Not five heartbeats after I spoke, the red-rippled skorm on the king’s side pulled in its legs. It didn’t so much climb down as fall directly off the wall like a grieving suicide in an old romantic tale.

I sputtered without dignity while Brandgar and Mikah laughed. Then there was a flash of silver light in the shadows where the king’s choice had plunged; a thin mist rose into the air, a mist I recognized.

“No!” I shouted. “That was no honest bet! That was a skin-shifting sorceress of low moral character who is—”

“Standing right behind you,” said Gudrun Sky-Daughter, appearing in silver light and mist. She ruffled my hair affectionately, for yes, I still had some in those days. Hers was seven braided spills of copper, now lined with the color of iron like her king’s, and her round, flushed face was all mischief and mirth.

“That was unworthy,” I scowled.

“That was fair as anything,” said Brandgar. “For if your eyes had been working as a fine and cunning lookout’s should, you’d have seen that there was only one beast upon the wall until a moment before my proposal. Come, Crale. We need you, and you won’t find better company if you wait here a hundred years! This is fate.”
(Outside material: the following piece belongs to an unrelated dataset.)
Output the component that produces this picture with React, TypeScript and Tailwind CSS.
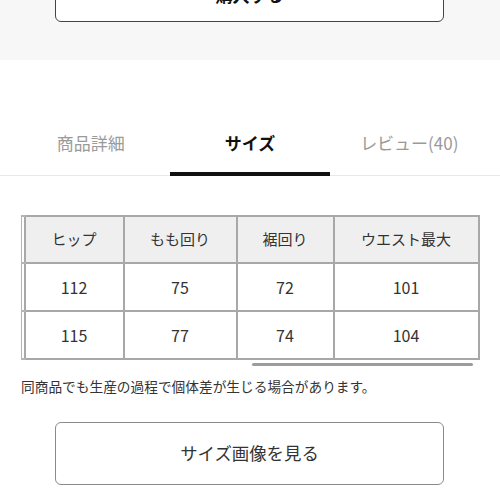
import React from 'react';

const HEADERS = ['ヒップ', 'もも回り', '裾回り', 'ウエスト最大'];
const ROWS = [
    ['112', '75', '72', '101'],
    ['115', '77', '74', '104'],
];
const TABS = ['商品詳細', 'サイズ', 'レビュー(40)'];

export default function App() {
    return (
        <div
            className="w-[500px] h-[500px] overflow-hidden bg-white text-[#333]"
            style={{ fontFamily: '"Noto Sans CJK JP", "Noto Sans", sans-serif' }}
        >
            {/* previous section, scrolled off the top */}
            <div className="flow-root h-[60px] bg-[#f7f7f7] px-[55px]">
                <button className="-mt-[32px] flex h-[54px] w-[389px] items-center justify-center rounded-[6px] border border-[#444] bg-white text-[17px] font-bold text-[#111]">
                    購入する
                </button>
            </div>

            {/* tabs */}
            <div className="mt-[50px] grid h-[66px] grid-cols-3 border-b border-[#e8e8e8] px-[11px]">
                {TABS.map((t, i) => (
                    <div
                        key={t}
                        className={
                            i === 1
                                ? '-mb-px flex items-center justify-center border-b-4 border-[#111] pt-[3px] text-[17px] font-bold text-[#111]'
                                : 'flex items-center justify-center text-[17px] text-[#9a9a9a]'
                        }
                    >
                        {t}
                    </div>
                ))}
            </div>

            {/* size table */}
            <div className="mt-[39px] ml-[21px] w-[457px]">
                <table className="w-[457px] table-fixed border-collapse">
                    <colgroup>
                        <col className="w-[3px]" />
                        <col className="w-[99px]" />
                        <col className="w-[113px]" />
                        <col className="w-[97px]" />
                        <col className="w-[145px]" />
                    </colgroup>
                    <thead>
                        <tr className="h-[47px] bg-[#efefef]">
                            <th className="border-y-2 border-l border-[#b4b4b4] bg-white p-0" />
                            {HEADERS.map((h) => (
                                <th key={h} className="border-2 border-[#a8a8a8] p-0 text-[15px] font-normal text-[#333]">
                                    {h}
                                </th>
                            ))}
                        </tr>
                    </thead>
                    <tbody>
                        {ROWS.map((r, ri) => (
                            <tr key={ri} className="h-[48px]">
                                <td className="border-y-2 border-l border-[#b4b4b4] p-0" />
                                {r.map((v, ci) => (
                                    <td key={ci} className="border-2 border-[#a8a8a8] p-0 text-center text-[16px] text-[#333]">
                                        {v}
                                    </td>
                                ))}
                            </tr>
                        ))}
                    </tbody>
                </table>
                {/* scrollbar thumb */}
                <div className="mt-[3px] ml-[231px] h-[3px] w-[221px] rounded-full bg-[#9c9c9c]" />
            </div>

            <p className="mt-[10px] ml-[21px] text-[13.7px] leading-[20px] text-[#333]">
                同商品でも生産の過程で個体差が生じる場合があります。
            </p>

            <div className="mt-[26px] px-[55px]">
                <button className="flex h-[63px] w-[389px] items-center justify-center rounded-[6px] border border-[#8a8a8a] bg-white text-[17.4px] text-[#333]">
                    サイズ画像を見る
                </button>
            </div>
        </div>
    );
}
I partly hated him for being right and was partly thrilled that he was. A warrior-king, a master thief, and a sorceress. Great gods, hope was a terrible and anxious thing! They were indeed allies who had as much chance on the Dragon’s Anvil as any mortal born. I pondered my recent poverty and pondered the treasure.

“I have never in my life behaved with any particular wisdom,” I said at last. “It would make little sense to start now.”

“Ha!” Brandgar pounded the table, stood, and leaned out over the balcony. His voice boomed out, echoing from the rafters and startling the raucous commotion below into instant attention. “HEAR ME! Hight Brandgar, son of Orthild and Erika, King-on-the-Waves! Tonight we go! Tonight we climb the Dragon’s Anvil! We, the Never-Throned, the King-Shadow, the Sky-Daughter, and the famous Tarkaster Crale! We go to claim a treasure, so take this pittance! Drink to us, and wait for the word! Tonight we break a legend!”

Brandgar opened a purse, and shook out a stream of silver into the crowds below, where drinkers cheered and convulsed and clutched at his largesse. Gods! If I’d had even that much money just a week before, I’d never have left the Crescent Cities. As the near riot for the coins subsided, a voice rose in ragged chant, and was joined by more and steadier voices, until nearly everyone in Underwing Hall was gleefully serenading us, a single verse over and over again:

Die rich, dragon’s dinner!

 

Play well the game that has no winner!

 

Climb the mountain, greedy sinner!

 

Die rich, dragon’s dinner!

 

The chant had the sound of a familiar ritual that had been much practiced. I liked it not a whit.